Biden is also racking up huge margins in the suburbs of Pennsylvania, thanks to his support among upscale white voters. White voters with college degrees back Biden, 60 percent to 31 percent, while whites without degrees go for Trump by a 24-point margin, 58 percent to 34 percent.
That gives Biden a nearly two-to-one advantage in the traditionally competitive Philadelphia suburbs, 60 percent to 32 percent. Clinton won Philadelphia suburbs 55 percent to 42 percent, according to exit polls.
Biden has a slim lead in the battleground Northeast part of the commonwealth, 48 percent to 40 percent.
The surveys suggest Trump did little in the debate to boost his flagging candidacy.

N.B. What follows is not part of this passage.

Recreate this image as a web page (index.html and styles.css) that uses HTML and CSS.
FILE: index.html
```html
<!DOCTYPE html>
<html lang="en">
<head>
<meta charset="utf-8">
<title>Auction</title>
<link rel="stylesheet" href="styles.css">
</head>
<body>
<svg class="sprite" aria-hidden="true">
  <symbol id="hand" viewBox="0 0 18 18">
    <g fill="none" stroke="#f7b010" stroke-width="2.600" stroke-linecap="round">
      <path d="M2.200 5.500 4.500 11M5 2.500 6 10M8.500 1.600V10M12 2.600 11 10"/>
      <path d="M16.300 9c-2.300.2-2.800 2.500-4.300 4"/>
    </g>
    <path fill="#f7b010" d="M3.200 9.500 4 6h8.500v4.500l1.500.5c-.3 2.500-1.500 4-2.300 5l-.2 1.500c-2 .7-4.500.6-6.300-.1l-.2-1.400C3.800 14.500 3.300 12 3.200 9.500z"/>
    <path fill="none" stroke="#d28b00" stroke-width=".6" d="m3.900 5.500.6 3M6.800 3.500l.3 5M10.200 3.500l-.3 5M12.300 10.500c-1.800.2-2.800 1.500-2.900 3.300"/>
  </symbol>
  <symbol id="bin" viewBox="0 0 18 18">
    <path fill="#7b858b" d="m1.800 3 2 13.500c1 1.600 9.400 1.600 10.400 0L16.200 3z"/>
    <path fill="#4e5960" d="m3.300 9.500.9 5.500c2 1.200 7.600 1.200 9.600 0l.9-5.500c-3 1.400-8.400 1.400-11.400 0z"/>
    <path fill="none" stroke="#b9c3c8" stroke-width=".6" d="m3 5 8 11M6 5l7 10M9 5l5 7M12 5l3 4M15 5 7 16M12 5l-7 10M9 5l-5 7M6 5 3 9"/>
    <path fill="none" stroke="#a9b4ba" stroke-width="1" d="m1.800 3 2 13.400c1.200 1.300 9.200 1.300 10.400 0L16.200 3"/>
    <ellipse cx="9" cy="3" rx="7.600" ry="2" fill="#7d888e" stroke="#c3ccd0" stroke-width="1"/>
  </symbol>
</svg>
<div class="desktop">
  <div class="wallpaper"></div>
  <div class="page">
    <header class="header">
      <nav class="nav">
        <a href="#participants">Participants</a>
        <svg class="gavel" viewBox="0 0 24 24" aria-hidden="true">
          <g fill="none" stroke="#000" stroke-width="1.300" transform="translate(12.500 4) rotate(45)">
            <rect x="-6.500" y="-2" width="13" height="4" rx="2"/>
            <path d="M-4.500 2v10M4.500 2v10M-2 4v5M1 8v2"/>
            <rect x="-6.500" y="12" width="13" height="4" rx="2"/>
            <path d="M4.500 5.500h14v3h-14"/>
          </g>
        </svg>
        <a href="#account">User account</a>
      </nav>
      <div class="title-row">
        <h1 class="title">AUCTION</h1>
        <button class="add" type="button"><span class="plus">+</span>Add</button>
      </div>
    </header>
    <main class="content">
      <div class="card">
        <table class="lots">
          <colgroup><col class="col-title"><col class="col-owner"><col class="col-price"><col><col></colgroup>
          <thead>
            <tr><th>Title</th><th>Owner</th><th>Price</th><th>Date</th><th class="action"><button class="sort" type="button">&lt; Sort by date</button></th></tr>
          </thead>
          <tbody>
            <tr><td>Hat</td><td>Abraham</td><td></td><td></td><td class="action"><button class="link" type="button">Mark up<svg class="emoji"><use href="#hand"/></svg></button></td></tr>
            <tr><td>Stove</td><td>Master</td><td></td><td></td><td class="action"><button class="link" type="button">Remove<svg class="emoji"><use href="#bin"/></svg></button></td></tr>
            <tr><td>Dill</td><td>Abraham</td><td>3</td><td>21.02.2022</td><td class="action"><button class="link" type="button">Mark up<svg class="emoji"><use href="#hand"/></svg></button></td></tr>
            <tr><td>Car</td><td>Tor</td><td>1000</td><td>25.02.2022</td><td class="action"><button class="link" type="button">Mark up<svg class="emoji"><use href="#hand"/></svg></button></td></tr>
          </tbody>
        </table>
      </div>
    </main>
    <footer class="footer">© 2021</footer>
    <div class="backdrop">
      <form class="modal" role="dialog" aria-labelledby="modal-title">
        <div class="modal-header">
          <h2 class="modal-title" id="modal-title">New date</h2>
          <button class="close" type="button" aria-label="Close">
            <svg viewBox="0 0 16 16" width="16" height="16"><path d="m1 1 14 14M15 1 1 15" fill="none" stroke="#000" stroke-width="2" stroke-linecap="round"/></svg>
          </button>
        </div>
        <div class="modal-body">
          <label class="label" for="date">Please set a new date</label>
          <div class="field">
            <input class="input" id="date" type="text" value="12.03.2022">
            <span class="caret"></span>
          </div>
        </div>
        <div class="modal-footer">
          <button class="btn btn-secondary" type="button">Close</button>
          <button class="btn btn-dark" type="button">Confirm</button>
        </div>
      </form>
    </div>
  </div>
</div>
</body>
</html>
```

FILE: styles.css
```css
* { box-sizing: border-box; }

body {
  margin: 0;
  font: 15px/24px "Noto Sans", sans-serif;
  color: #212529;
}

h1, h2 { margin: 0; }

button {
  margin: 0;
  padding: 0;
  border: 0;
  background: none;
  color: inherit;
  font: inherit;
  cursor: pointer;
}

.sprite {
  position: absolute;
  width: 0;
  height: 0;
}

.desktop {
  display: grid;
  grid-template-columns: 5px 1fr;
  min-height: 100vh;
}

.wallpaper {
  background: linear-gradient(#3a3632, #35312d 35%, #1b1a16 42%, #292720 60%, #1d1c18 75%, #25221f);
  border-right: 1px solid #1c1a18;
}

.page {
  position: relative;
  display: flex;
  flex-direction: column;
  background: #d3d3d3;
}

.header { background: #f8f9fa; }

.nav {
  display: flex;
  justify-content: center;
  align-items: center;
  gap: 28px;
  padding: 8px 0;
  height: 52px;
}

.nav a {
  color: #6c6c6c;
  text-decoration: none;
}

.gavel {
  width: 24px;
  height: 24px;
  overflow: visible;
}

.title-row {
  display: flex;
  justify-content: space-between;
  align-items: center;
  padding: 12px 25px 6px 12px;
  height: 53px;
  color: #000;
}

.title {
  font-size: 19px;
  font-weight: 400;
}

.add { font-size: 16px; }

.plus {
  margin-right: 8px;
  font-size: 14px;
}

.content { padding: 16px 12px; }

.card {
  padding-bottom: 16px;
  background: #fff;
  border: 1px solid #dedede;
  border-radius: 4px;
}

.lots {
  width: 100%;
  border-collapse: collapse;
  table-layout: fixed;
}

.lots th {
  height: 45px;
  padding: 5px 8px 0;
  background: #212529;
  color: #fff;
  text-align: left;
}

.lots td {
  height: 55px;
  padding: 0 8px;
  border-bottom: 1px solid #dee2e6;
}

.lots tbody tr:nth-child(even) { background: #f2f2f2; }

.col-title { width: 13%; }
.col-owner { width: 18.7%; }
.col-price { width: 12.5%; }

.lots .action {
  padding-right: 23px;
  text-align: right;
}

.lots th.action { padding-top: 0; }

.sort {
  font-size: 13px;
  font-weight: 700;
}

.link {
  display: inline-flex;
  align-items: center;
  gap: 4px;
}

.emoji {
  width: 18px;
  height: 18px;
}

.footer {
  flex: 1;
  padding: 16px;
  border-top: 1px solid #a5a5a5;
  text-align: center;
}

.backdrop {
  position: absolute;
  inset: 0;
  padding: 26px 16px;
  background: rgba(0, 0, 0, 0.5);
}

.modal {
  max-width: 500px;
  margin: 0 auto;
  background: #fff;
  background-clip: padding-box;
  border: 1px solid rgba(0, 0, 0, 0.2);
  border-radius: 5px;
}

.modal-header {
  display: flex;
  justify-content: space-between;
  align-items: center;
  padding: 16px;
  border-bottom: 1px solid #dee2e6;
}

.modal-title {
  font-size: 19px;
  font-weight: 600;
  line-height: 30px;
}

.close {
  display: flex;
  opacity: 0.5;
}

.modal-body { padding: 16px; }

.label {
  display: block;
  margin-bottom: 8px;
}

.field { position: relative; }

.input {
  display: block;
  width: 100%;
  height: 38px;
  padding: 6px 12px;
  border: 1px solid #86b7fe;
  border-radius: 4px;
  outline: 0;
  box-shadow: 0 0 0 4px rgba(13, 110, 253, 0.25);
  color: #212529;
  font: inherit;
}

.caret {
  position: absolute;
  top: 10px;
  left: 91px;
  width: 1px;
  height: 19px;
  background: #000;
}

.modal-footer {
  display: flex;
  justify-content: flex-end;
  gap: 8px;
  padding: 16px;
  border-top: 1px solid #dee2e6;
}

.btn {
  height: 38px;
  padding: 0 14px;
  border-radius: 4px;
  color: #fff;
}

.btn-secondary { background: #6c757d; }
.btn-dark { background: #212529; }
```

Trump flouted the agreed-upon rules and frequently interrupted Biden, and also failed to condemn an extreme, right-wing group.
Majorities in both states, 53 percent in Florida and 52 percent in Pennsylvania, “strongly disapprove” of the way the president conducted himself on Tuesday night, and roughly two-in-three voters disapprove of his debate performance overall. Meanwhile, slim majorities in both states approved of Biden’s debate performance.
The Florida poll surveyed 710 likely voters and has a margin of error of plus or minus 4.2 percentage points. In Pennsylvania, 706 likely voters were surveyed, and results carry a margin of error of plus or minus 4.1 percentage points.